>>>>>
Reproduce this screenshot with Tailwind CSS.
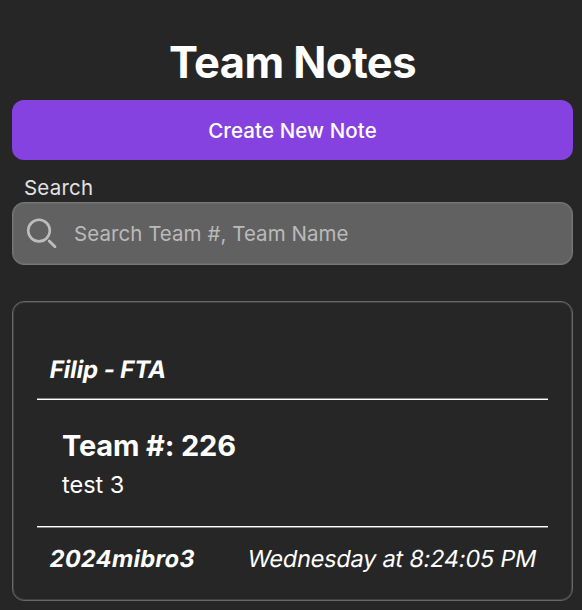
<<<<<
>>>>>
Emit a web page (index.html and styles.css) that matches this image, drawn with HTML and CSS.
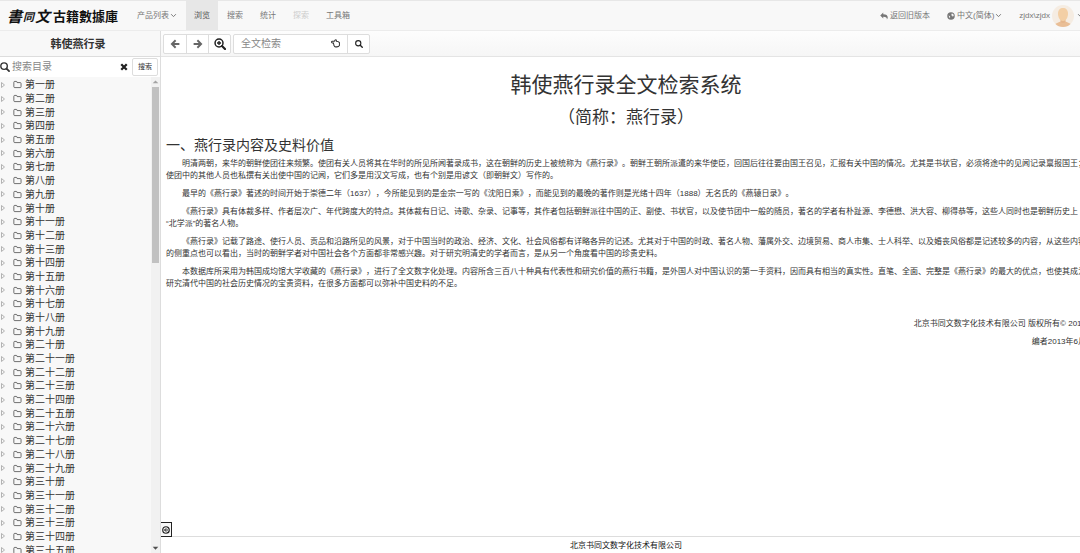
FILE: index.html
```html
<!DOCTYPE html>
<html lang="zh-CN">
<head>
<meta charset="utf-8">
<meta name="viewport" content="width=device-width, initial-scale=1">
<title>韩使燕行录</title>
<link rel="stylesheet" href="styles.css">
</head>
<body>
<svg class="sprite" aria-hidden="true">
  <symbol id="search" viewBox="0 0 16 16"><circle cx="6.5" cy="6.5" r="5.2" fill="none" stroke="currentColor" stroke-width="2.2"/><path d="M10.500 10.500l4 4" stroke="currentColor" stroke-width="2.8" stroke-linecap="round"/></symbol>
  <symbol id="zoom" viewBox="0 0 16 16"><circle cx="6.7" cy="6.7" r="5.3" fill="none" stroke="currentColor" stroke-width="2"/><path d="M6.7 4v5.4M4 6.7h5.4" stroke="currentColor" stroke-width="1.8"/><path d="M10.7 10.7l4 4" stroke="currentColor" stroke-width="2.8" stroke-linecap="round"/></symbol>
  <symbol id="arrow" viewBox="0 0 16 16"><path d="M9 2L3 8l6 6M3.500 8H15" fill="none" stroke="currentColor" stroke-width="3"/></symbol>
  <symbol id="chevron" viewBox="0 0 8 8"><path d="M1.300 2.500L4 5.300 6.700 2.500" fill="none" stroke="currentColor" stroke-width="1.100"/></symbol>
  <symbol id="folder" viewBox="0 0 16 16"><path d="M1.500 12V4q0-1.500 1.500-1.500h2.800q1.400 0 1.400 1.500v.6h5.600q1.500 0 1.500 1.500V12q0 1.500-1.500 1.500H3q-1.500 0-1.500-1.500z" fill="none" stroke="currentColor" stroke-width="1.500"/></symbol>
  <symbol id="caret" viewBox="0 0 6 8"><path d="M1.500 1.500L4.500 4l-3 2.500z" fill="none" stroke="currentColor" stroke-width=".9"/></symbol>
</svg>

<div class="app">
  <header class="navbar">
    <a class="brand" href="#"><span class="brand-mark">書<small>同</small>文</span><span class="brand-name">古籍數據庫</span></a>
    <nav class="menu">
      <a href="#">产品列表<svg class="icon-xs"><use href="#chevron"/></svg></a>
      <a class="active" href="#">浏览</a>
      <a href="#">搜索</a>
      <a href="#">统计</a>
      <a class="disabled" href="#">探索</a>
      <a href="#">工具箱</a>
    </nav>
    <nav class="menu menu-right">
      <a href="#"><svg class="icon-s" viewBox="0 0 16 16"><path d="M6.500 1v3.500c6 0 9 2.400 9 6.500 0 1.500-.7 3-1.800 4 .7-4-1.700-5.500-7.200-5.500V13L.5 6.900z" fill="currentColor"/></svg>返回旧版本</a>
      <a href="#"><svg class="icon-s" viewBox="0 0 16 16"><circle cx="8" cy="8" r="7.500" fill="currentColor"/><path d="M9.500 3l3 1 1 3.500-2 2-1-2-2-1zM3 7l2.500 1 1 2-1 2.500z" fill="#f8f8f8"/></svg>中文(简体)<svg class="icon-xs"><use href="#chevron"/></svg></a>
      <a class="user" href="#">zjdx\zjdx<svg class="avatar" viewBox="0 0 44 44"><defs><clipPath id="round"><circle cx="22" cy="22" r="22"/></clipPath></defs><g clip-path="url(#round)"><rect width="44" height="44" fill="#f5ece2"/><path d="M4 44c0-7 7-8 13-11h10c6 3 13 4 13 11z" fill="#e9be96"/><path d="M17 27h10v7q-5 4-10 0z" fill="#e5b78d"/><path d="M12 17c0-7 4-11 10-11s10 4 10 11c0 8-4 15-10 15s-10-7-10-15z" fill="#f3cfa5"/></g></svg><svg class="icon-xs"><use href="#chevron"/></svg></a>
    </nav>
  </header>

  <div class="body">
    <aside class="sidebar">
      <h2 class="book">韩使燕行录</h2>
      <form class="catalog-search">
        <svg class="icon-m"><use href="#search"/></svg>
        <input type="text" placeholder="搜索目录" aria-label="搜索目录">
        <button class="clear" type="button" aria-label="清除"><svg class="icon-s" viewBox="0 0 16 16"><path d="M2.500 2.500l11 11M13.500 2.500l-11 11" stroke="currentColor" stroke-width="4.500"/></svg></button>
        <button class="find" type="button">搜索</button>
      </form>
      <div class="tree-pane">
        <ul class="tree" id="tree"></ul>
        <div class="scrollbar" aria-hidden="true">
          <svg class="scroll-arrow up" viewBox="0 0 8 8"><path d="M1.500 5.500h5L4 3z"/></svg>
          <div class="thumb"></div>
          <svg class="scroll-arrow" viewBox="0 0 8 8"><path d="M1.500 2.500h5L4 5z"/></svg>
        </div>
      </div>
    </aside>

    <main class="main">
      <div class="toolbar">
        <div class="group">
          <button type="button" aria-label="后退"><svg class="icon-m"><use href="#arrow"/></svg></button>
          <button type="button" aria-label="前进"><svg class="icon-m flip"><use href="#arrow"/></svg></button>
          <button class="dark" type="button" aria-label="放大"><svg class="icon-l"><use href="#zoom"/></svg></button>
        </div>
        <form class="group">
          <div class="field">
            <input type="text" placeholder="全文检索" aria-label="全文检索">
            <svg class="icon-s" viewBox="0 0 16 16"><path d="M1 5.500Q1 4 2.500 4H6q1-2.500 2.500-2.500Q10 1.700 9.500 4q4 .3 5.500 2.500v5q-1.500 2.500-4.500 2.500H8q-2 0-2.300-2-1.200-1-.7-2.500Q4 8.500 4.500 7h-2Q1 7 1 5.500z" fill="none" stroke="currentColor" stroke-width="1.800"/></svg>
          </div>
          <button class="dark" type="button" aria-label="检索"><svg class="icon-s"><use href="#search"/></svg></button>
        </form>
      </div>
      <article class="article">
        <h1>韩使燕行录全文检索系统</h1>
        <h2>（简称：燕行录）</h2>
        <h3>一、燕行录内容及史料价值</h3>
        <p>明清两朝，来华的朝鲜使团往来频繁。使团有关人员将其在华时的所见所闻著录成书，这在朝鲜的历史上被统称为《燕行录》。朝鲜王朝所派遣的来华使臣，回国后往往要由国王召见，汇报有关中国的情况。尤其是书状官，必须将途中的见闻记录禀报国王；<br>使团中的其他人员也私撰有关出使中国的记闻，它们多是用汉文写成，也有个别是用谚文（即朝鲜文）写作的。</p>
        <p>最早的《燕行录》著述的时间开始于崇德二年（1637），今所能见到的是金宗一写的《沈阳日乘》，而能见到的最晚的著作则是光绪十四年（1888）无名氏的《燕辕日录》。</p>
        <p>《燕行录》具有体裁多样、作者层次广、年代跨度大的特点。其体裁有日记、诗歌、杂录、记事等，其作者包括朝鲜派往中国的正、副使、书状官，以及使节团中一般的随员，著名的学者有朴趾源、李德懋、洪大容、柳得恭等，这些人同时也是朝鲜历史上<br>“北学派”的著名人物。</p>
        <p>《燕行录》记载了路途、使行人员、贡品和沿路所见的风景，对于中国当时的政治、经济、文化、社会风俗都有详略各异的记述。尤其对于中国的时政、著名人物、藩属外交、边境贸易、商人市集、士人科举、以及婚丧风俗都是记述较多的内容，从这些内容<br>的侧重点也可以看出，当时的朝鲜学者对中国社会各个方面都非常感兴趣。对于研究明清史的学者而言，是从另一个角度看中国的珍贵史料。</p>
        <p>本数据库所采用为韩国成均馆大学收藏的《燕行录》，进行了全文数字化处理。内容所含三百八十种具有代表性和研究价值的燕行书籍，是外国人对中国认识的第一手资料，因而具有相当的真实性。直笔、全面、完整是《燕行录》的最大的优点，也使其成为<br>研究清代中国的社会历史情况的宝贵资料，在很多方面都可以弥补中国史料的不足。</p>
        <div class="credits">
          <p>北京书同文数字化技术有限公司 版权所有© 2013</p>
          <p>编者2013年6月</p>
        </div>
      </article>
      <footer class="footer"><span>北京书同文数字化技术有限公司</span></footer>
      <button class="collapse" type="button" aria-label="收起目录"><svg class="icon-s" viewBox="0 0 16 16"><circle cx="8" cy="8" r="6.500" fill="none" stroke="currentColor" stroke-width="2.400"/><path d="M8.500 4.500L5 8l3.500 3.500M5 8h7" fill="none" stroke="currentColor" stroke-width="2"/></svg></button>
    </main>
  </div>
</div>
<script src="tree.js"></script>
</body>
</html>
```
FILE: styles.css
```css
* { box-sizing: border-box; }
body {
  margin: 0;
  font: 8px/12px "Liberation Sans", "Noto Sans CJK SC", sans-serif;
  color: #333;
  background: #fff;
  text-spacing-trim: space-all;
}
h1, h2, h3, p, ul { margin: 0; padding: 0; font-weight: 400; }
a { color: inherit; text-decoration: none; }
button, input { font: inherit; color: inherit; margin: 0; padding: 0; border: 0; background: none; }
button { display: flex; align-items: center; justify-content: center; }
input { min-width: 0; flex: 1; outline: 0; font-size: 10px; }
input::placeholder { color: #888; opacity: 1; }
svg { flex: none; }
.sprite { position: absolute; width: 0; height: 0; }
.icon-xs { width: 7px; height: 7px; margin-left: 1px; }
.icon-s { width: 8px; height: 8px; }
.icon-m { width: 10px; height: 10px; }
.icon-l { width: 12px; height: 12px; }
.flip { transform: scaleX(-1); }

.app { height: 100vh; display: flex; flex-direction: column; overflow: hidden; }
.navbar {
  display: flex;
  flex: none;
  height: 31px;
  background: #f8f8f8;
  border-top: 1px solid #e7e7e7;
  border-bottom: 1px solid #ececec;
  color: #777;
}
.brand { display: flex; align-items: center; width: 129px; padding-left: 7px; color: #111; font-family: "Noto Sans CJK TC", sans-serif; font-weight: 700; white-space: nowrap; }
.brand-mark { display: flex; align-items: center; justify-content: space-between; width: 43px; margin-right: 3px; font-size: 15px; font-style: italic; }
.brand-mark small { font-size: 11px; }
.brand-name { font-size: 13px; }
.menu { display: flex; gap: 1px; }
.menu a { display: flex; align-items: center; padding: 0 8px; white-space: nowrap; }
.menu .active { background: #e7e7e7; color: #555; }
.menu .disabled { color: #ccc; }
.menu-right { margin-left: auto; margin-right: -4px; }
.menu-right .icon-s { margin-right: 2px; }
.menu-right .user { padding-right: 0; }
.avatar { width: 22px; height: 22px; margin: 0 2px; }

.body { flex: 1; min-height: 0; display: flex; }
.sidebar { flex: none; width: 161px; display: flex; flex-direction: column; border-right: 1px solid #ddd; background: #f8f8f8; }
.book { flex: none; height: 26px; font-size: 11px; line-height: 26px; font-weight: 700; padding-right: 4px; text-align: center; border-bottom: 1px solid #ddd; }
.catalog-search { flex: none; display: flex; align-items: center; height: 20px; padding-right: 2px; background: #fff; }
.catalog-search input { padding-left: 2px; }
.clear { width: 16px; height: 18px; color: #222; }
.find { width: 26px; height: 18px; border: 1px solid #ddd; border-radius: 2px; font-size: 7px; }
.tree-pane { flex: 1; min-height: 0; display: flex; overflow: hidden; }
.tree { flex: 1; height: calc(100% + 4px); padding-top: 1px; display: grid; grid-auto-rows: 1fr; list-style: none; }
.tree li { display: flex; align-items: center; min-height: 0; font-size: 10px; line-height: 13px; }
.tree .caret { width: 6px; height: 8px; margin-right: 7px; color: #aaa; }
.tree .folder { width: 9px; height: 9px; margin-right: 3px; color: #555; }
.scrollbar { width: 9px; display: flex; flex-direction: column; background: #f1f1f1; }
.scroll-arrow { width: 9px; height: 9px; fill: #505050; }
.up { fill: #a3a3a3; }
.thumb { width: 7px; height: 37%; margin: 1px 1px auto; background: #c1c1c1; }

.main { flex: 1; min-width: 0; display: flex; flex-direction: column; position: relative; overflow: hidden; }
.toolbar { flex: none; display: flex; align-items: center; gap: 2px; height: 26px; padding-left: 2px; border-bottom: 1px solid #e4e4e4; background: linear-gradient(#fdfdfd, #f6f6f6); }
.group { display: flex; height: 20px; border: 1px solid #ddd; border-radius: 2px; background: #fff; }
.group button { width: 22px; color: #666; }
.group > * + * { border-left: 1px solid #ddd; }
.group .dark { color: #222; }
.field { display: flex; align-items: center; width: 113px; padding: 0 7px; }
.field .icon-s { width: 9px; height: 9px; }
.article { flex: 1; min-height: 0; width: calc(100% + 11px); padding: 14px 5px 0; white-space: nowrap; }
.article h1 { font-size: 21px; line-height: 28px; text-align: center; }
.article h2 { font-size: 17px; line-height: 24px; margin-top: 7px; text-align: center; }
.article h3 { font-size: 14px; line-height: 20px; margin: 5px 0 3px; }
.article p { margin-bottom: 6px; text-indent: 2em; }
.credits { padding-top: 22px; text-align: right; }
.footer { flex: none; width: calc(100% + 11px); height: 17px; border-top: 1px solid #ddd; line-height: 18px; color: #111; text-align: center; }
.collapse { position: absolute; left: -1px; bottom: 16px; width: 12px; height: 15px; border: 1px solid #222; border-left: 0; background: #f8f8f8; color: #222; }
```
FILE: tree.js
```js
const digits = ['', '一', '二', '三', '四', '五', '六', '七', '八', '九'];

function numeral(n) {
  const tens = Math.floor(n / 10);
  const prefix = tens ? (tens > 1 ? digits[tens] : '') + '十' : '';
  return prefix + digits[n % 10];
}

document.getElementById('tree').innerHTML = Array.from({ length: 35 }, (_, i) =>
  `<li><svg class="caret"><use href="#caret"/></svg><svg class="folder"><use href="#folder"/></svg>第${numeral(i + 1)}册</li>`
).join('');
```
<<<<<
WORK TO COMPLETE — In the records above, how many lines include the string "index"? Answer with only the number.

EXERCISE ANSWER — 2